Do I wish I were with someone who just intrinsically understood me, someone I didn't have to attempt to explain myself to? Do I wish I'd fallen fore someone more like me? Honestly, no. I don't typically get along with other Aquarians. Perhaps because I see them as competition for the weirdness award. Or perhaps their eccentricities just drive me crazy. I have always said I never wanted to date someone like me. Is my relationship frustrating? Sure. But if I were with someone who didn't challenge me, I would be so bored so quickly. And I was before in other relationships. Michelle craves the same things I do in different ways and underneath we both want security. I think it takes a kind of secret, underlying stability to be truly free to do or say or be whatever we want.

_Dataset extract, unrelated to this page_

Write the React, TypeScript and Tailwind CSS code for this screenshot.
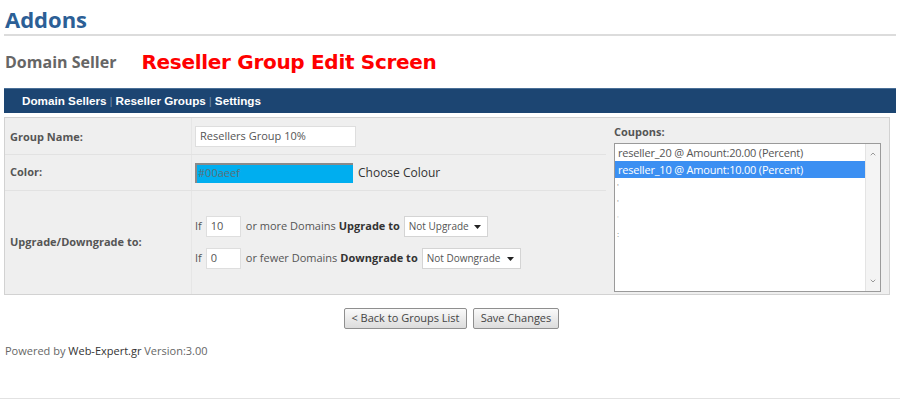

I worry about ending up like the birds, thinking I’m getting somewhere but when I get there I realize I’m nowhere at all. And worse, I’m stuck. There are days I am consumed with fighting the panic that comes from reading that note in the bathroom. Sometimes I take the stairs to the 3rd floor but then I think about the birds anyway. Then, I think about the cardinal who woke me one morning by continually slamming itself against the window because it saw its reflection or thought there was a way in. My cat sat on a table in front of the window thumping her tail and making noises. I shut the blinds in hopes that the bird would stop before it killed itself. I was horrified that the bird just wouldn't stop once it hit glass. I can't understand how it just didn't realize there was no way in. Then I thought about how many times, metaphorically, I'd been that bird. I know Michelle thought about it, too. I know she worries about our lifethat she's scared about getting stuck. And that in and of itself, the kind of big picture fear that we share is enough for me. Someone who gets me on that level is the only kind of girl I could be with.